MARIE Jones is holed up in the drizzle in Co Monaghan doing what she does best – writing a play – while her writing partner, Martin Lynch, is doing the same thing somewhere slightly more glamorous.

I have caught her during a break in the creative flow while staying at the Tyrone Guthrie Centre at Annaghmakerrig, whereas Lynch has "taken himself off to somewhere in France" and already finished his share of the project.

"As usual, Martin has finished before me – he's all done and he's all biz," she jokes, "while I'm on Act 2 and stuck in the drizzle in Ireland."

It may be raining, but Annaghmakerrig is Jones's artistic home and she has been coming here with her ideas, her friends, her still favoured Marlboro Lights and occasional bottle of wine for 30 years.

"I'm in a beautiful room overlooking the lake; it's really a lovely environment to write," she enthuses down the line. "There are artists, writers and painters and everyone meets for dinner. It's a wee break away from what we are here to do."

The award-winning Belfast playwright has taken herself off to the artists' retreat to write a musical play based on the life of the Miami Showband, due to open at Belfast's Grand Opera House next summer, and, although ostensibly an inappropriate topic for a musical, it was requested by one of the survivors of the horrific 1975 massacre.

"Survivor Des Lee approached Martin and asked for their story to be told – from beginning to end," Marie explains. "Martin said he would do it with me, so we did a lot of reading and spoke to a lot of people. It is done sensitively, but they were five guys in a band, on the road together, so there is humour too."

Dark comedy is Marie Jones's calling card, of course, and she muses that one of her best dramas in that vein, Fly Me To The Moon – opening at the Grand Opera House in January – first came to life in "this very room".

Lauded as much for its sharp social commentary on greed, recession and underpaid workers as for its escalating farce, it opened in the Baby Grand studio in 2012 and Jones is delighted it is coming back to where it started – only, this time, on the main stage.

It tells the plausible/implausible story of two care workers, Loretta and Frances (Abigail McGibbon and Katie Tumelty) who look after an elderly Davy McGee who unexpectedly passes away during what should be an uneventful trip to the bathroom.

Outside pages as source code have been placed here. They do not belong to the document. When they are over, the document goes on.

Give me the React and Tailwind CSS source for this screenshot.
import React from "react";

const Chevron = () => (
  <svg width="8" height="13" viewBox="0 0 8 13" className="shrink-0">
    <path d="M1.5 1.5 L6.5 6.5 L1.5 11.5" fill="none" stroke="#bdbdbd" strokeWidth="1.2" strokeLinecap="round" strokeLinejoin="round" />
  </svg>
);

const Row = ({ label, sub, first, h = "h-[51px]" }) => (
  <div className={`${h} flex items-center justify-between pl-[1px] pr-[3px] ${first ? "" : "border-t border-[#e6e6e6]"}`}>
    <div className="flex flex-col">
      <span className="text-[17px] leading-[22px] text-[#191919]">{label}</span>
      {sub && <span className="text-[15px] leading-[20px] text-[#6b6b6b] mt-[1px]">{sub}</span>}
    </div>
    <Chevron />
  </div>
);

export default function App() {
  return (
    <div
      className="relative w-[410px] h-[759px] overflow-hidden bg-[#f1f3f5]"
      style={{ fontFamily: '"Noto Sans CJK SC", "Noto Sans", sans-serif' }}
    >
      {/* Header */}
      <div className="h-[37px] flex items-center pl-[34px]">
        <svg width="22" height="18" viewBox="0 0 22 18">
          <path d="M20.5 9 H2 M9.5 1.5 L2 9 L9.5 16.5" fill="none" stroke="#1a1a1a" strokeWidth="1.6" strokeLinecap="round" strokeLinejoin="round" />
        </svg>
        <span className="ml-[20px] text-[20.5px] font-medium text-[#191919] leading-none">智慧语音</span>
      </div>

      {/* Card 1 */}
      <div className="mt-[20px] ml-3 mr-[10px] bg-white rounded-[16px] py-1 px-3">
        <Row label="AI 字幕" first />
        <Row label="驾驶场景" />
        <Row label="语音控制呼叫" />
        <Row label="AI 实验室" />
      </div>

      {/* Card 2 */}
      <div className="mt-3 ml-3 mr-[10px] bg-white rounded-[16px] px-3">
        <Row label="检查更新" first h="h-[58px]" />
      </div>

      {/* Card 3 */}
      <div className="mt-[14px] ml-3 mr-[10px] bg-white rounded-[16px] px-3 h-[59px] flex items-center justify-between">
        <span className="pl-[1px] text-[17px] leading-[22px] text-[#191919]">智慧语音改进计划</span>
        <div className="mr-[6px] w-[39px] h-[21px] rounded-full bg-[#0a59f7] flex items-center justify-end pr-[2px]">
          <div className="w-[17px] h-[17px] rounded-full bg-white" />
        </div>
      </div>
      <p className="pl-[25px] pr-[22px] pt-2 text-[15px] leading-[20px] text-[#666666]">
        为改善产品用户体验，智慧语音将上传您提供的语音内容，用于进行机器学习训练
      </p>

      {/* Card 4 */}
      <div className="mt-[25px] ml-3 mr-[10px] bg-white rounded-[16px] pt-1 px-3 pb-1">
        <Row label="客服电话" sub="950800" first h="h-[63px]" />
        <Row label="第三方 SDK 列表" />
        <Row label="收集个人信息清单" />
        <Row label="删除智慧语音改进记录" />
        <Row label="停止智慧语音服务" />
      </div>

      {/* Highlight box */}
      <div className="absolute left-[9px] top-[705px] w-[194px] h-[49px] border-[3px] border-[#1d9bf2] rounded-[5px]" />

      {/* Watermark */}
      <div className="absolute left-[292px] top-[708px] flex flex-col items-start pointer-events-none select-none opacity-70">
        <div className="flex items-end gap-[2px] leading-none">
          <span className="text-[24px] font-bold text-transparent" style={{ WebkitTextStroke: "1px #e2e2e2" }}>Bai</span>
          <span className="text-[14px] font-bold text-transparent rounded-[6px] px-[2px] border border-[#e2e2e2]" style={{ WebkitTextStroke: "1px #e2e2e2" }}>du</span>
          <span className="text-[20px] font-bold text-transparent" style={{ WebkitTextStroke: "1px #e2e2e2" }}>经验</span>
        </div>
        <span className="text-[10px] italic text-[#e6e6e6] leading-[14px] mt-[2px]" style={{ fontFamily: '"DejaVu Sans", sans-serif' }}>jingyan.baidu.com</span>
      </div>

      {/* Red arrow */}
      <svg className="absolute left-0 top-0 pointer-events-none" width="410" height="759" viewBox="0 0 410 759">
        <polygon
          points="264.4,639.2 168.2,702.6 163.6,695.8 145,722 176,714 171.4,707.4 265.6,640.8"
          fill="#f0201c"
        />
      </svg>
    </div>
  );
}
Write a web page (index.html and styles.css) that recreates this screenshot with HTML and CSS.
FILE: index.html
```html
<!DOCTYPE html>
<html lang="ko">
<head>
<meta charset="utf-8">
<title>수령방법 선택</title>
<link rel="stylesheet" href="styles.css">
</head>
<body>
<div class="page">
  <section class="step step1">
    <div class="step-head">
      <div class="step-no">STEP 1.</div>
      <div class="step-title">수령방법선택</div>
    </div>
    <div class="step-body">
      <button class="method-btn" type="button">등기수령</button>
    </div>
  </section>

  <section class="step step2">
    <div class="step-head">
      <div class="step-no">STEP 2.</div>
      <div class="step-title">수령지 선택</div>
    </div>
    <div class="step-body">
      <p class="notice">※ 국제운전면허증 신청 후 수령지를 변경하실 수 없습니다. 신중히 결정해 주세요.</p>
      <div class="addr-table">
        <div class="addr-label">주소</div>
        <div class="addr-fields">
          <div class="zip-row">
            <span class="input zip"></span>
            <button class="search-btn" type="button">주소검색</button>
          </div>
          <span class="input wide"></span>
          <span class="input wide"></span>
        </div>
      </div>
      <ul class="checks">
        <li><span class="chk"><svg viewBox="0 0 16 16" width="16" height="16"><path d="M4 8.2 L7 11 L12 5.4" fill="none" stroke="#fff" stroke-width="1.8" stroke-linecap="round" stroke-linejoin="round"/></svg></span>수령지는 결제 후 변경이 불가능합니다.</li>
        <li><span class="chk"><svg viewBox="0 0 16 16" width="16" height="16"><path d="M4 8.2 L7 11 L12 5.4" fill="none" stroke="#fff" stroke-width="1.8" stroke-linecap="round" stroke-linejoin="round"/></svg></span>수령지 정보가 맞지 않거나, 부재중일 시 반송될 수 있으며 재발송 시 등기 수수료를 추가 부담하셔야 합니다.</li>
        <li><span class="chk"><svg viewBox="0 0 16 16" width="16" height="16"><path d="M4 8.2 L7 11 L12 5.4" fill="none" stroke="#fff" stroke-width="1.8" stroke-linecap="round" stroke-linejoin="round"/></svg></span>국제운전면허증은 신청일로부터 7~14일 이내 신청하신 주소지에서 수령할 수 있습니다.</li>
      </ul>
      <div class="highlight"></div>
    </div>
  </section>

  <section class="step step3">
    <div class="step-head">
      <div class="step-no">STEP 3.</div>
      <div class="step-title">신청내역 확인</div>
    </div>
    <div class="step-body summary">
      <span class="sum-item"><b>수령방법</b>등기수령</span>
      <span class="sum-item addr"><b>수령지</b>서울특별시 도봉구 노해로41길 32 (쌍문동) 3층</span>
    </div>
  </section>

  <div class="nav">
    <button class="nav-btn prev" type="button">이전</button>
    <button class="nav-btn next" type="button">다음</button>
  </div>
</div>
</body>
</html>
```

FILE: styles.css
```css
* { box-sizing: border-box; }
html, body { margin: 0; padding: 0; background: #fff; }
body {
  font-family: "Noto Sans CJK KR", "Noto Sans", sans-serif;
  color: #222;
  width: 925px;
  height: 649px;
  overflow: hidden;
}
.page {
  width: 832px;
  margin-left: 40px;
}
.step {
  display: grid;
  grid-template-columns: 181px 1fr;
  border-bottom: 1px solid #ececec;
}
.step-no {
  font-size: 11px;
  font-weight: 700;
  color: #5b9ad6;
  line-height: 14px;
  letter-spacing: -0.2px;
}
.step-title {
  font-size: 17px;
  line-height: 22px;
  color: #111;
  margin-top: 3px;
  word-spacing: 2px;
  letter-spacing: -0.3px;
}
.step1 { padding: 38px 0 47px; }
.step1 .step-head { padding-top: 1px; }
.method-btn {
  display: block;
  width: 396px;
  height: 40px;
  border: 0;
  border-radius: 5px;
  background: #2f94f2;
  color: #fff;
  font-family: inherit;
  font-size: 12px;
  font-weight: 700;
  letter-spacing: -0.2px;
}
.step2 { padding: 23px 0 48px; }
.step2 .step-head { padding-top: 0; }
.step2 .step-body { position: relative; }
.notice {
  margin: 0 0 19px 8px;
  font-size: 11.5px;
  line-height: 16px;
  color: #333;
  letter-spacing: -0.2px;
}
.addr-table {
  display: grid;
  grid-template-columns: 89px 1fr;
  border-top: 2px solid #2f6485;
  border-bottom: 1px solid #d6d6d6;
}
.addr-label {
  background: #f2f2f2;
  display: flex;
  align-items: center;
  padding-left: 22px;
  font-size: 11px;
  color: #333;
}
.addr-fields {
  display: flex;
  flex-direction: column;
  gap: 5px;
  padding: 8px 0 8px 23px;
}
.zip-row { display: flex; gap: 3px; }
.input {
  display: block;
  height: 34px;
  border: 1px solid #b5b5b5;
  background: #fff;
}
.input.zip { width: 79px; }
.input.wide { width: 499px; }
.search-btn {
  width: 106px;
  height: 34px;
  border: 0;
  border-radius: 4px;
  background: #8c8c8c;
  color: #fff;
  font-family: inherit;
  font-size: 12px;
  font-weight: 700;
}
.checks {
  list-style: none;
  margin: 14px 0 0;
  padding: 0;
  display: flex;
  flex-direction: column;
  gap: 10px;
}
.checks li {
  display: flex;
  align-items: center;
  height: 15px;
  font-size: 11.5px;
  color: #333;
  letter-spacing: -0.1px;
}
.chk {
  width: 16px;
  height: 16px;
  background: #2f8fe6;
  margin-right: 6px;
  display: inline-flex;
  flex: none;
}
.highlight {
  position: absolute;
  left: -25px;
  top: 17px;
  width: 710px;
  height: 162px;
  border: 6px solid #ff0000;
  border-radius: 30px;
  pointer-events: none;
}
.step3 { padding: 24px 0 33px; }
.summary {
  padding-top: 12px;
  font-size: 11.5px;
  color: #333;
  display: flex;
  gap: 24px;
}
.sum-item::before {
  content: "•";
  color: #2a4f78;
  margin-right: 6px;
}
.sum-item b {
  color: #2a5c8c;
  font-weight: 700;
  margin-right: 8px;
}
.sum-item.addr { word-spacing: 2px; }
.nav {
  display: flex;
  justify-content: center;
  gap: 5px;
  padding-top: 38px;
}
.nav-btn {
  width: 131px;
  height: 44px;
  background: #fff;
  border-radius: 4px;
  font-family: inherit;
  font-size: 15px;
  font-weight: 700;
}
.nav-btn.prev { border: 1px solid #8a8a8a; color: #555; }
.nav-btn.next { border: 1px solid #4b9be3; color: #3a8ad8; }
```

Faced with the opportunity to pocket the old man’s pension, the women talk themselves into doing something they never thought they would, all the time convincing themselves, each other – and the audience – that their moral dilemma has actually dissolved into more of a moral requirement...

It is one of the writer's favourite pieces of work and she can't help chuckling when recalling how it all took shape.

"Actress friends, Katie Tumelty and Tara Lynne O'Neill – who's in Derry Girls at the moment – came here, to this retreat, for a weekend with me and we were all bemoaning the fact that there were no good parts for women," she says. "It was like that when I started as an actress, so the wine bottles came out and we talked and we laughed and, during that conversation, we realised we all had a connection.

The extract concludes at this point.